* **Written request**: Identify the lines that contain the string "screenshot" and copy all of them.

[Extracted records]
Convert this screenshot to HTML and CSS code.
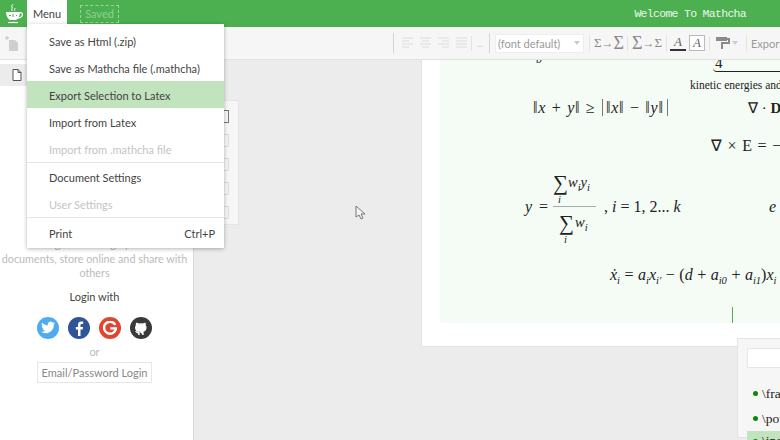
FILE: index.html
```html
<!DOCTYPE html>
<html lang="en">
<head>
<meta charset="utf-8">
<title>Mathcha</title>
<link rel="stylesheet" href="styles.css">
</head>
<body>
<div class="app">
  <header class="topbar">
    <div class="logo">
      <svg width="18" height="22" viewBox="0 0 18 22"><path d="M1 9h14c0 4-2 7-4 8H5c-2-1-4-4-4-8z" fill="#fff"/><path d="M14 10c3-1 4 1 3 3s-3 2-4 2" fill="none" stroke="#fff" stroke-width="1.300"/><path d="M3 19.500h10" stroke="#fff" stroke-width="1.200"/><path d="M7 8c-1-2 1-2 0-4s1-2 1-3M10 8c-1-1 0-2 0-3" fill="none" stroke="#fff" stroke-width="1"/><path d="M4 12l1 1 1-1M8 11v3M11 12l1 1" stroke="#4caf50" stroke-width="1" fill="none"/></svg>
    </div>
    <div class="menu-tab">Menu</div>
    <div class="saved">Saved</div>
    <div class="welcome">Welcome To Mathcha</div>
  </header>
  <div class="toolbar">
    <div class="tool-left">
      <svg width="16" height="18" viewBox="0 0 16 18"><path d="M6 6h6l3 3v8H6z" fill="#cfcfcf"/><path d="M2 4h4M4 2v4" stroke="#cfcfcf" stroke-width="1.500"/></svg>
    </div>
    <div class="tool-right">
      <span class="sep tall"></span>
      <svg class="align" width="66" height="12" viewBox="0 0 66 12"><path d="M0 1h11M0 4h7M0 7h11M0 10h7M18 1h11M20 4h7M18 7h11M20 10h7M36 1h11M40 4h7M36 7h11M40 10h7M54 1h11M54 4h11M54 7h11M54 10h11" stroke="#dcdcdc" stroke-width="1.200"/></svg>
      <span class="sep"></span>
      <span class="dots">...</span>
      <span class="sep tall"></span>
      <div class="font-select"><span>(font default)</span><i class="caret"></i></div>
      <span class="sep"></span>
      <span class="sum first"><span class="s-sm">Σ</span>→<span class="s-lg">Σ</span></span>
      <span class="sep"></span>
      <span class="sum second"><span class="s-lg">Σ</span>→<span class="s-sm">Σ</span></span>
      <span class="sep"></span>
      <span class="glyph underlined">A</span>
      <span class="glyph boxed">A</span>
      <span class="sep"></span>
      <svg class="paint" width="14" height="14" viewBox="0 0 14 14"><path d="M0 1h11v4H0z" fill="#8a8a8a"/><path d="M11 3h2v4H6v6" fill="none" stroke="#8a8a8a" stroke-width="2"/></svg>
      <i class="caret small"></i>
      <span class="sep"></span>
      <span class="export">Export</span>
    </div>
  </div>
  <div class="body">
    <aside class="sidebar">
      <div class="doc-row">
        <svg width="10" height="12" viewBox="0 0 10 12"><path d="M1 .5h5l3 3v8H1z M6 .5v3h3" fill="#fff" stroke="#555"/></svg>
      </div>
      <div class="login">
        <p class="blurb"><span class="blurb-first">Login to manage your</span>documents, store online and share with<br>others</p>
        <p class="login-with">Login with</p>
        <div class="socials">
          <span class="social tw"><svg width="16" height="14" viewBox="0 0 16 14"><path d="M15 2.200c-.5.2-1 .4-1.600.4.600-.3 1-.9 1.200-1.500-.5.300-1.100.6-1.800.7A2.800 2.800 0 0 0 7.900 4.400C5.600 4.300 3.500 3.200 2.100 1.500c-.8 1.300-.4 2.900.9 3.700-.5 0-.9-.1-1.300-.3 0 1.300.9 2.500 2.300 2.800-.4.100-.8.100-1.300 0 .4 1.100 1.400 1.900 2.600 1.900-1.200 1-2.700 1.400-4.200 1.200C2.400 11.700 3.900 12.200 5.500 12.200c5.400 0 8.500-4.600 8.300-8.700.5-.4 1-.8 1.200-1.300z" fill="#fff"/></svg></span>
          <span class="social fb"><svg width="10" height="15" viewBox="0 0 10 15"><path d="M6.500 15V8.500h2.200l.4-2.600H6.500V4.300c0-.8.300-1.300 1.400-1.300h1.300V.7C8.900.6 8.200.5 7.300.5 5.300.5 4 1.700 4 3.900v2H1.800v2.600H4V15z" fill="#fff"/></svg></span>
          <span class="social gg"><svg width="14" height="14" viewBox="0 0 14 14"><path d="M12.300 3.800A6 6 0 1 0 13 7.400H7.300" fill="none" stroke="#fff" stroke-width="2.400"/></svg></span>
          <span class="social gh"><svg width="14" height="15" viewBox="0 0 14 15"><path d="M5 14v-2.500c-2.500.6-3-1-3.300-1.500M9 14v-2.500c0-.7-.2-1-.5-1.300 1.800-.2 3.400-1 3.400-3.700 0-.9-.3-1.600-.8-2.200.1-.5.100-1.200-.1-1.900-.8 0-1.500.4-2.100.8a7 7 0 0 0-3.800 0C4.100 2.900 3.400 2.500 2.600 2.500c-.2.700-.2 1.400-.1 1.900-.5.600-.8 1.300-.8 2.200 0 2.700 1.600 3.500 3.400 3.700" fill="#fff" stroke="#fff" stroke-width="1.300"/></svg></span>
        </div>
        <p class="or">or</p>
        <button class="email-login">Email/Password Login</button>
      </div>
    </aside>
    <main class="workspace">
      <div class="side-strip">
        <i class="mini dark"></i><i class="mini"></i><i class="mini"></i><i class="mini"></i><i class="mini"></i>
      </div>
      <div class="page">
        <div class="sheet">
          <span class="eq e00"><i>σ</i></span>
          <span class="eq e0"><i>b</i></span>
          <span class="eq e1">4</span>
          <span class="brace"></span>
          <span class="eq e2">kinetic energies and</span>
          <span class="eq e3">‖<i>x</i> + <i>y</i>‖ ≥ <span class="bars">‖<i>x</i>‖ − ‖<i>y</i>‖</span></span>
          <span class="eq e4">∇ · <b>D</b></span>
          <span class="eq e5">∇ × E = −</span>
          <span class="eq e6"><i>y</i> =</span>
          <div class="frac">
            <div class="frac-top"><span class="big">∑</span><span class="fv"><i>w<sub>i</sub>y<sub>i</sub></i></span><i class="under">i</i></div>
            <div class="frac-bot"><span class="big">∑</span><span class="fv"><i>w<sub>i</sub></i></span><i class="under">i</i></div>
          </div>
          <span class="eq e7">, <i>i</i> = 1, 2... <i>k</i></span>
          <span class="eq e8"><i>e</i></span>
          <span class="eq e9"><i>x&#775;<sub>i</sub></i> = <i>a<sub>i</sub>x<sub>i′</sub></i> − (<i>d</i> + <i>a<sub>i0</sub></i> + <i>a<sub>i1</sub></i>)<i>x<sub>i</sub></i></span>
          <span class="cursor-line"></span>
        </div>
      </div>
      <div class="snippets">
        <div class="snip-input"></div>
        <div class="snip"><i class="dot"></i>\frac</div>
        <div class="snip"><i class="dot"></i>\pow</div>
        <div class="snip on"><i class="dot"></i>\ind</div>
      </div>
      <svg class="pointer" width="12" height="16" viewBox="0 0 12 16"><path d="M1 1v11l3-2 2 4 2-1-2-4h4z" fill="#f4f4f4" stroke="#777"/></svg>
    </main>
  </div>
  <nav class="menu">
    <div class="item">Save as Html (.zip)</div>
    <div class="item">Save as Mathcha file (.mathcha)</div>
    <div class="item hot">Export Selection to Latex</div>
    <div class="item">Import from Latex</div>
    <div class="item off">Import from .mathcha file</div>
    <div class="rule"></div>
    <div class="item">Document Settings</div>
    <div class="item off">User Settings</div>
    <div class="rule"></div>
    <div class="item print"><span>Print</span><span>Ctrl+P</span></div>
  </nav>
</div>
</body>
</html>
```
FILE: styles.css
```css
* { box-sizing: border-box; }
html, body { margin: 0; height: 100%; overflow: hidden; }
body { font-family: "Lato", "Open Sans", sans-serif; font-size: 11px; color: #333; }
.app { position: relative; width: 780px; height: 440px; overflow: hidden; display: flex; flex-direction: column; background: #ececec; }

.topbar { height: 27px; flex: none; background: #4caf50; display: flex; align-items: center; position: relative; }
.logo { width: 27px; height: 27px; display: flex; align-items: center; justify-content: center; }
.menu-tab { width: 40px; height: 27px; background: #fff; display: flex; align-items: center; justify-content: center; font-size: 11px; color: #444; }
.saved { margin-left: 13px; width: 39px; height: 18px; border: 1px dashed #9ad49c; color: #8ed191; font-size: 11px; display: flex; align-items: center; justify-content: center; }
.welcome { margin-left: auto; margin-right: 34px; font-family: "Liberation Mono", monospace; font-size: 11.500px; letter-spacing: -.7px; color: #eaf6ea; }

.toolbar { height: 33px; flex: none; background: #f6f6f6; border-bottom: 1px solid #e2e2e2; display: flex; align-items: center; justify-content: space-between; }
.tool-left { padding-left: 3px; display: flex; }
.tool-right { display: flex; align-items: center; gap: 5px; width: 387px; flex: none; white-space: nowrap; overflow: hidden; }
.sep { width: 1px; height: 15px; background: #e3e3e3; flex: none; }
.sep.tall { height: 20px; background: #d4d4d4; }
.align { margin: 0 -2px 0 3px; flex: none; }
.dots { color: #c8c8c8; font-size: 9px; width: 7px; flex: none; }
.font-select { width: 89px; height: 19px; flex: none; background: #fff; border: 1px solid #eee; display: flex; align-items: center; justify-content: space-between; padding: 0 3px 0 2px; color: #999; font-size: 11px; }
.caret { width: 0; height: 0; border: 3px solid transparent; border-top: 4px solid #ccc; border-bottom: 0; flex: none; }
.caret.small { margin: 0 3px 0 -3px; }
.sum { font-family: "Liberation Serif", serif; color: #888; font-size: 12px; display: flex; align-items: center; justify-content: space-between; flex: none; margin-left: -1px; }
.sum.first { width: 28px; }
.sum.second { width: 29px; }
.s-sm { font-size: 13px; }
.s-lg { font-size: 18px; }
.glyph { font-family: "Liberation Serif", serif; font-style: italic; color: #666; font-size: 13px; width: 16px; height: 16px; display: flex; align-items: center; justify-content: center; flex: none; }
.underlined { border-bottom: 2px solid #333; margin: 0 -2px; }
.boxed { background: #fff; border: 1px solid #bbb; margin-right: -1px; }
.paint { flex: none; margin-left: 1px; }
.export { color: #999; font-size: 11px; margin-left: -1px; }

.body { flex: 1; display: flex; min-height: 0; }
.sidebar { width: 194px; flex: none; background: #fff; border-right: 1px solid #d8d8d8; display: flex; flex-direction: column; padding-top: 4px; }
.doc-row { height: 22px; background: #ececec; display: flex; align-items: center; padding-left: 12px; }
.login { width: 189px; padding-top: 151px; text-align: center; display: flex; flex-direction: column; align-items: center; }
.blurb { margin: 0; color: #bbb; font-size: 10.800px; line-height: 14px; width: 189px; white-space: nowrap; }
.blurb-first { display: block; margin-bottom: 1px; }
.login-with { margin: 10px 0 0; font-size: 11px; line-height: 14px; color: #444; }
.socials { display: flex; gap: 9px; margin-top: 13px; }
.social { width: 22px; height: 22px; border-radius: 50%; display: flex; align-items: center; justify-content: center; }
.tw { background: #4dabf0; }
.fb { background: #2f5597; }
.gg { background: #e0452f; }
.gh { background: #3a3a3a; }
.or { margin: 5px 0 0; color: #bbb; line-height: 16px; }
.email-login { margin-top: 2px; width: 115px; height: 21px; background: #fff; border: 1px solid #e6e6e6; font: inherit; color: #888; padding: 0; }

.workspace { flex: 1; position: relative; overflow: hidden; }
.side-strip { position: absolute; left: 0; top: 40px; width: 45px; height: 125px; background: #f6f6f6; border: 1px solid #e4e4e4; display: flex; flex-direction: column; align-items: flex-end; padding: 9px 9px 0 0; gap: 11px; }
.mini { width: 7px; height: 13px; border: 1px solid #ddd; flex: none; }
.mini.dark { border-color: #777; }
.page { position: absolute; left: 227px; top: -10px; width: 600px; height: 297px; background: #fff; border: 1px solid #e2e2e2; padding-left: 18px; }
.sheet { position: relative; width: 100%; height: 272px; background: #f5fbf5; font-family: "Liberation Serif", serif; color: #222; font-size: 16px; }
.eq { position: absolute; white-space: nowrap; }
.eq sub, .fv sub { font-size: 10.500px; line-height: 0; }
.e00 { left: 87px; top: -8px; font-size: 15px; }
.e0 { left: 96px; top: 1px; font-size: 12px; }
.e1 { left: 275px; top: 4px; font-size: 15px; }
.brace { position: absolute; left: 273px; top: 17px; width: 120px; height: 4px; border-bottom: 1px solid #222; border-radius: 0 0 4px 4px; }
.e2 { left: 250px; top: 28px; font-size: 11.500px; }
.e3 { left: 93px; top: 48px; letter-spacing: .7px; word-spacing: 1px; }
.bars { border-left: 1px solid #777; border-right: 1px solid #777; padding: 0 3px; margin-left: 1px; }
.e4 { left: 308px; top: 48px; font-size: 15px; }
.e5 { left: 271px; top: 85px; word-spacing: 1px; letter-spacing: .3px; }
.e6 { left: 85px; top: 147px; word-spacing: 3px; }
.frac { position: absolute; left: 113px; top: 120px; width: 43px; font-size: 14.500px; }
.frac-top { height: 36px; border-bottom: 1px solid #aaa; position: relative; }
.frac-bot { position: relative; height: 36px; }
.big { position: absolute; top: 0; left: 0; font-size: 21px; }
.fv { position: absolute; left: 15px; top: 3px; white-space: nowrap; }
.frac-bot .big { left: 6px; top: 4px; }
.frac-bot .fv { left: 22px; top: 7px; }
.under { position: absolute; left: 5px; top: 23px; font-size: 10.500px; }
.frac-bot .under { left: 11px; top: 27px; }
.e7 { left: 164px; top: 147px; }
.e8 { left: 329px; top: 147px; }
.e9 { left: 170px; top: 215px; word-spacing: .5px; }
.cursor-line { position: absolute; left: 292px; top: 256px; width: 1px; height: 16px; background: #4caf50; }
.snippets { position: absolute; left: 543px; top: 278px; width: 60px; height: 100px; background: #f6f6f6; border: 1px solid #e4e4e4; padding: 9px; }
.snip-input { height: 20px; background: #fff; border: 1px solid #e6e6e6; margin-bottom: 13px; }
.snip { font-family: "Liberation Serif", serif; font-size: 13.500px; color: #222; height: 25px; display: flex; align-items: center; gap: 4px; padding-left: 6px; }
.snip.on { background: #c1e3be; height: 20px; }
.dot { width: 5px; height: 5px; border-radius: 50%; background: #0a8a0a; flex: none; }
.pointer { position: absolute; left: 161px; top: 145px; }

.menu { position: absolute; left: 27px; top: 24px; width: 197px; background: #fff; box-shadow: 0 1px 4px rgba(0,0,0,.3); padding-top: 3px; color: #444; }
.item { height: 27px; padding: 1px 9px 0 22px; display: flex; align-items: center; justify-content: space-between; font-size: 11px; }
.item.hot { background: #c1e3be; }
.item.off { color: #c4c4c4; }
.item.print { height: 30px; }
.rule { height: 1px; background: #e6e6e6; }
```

...

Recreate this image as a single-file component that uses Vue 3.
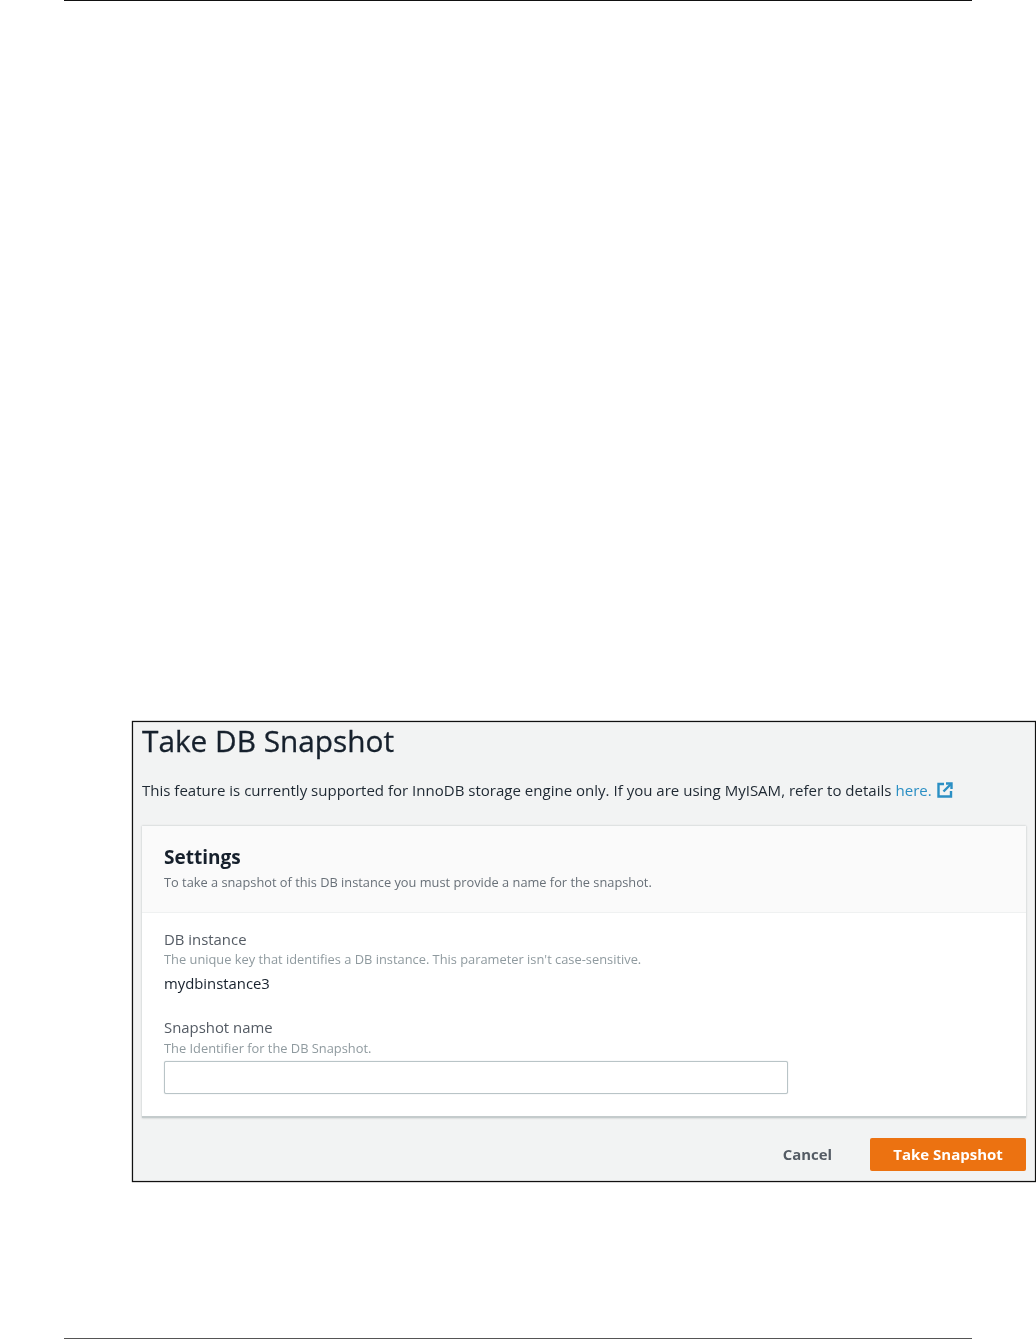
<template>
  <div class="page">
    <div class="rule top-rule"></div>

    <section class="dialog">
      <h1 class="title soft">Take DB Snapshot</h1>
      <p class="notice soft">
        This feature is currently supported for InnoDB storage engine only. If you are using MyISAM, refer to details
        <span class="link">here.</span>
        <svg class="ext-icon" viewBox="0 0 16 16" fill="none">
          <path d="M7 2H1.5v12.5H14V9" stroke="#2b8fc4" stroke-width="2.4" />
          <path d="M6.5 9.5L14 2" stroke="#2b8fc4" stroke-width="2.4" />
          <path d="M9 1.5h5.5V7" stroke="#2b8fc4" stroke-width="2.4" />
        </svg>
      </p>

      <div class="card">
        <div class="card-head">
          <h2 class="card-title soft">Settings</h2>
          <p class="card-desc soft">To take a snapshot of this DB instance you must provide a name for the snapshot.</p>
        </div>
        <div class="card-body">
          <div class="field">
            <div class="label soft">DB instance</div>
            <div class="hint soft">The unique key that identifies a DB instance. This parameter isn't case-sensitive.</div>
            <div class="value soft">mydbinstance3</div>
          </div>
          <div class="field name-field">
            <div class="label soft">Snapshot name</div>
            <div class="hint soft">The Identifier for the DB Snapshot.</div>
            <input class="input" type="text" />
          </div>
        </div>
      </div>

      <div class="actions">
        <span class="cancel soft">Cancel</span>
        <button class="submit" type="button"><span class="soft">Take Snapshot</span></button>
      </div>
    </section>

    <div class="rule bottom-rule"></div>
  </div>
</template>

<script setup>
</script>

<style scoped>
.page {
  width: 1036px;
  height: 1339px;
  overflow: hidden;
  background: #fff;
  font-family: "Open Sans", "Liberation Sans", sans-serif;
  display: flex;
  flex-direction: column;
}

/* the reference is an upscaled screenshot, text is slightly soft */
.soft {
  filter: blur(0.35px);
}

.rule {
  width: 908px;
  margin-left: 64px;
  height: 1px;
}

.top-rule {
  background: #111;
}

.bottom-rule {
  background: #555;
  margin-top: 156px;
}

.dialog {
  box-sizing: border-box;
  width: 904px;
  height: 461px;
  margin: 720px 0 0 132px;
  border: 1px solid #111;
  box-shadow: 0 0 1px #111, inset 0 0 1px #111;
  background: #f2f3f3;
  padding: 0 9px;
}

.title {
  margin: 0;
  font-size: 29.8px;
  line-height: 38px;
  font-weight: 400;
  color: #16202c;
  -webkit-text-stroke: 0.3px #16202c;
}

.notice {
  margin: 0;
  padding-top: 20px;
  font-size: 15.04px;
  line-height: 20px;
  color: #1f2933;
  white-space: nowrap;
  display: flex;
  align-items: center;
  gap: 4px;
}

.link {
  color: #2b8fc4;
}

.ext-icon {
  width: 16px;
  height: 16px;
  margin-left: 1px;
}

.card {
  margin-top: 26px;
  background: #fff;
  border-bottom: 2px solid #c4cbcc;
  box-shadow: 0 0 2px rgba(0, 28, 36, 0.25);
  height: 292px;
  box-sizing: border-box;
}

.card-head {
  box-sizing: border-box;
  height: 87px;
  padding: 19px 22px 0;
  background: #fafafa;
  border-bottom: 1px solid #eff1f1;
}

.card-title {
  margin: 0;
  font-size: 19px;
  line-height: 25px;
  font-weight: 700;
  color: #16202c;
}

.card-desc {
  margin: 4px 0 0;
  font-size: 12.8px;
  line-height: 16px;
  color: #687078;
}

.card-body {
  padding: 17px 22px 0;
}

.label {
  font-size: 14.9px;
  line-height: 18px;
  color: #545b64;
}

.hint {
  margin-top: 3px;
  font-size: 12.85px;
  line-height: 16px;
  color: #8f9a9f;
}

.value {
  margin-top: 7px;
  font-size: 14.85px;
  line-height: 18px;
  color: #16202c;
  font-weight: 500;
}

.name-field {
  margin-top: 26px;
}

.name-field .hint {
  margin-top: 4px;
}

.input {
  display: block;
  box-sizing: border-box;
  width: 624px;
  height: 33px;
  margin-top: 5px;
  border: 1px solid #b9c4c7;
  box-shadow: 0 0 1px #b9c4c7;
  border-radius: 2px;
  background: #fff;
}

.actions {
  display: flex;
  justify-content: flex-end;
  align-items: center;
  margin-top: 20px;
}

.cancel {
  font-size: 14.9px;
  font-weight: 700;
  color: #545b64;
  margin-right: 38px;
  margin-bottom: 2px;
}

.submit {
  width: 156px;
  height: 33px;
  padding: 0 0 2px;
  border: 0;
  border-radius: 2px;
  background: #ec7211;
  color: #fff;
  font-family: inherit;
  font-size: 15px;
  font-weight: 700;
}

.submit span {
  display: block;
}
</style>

* **Exercise output**:
Convert this screenshot to HTML and CSS code.
/* the reference is an upscaled screenshot, text is slightly soft */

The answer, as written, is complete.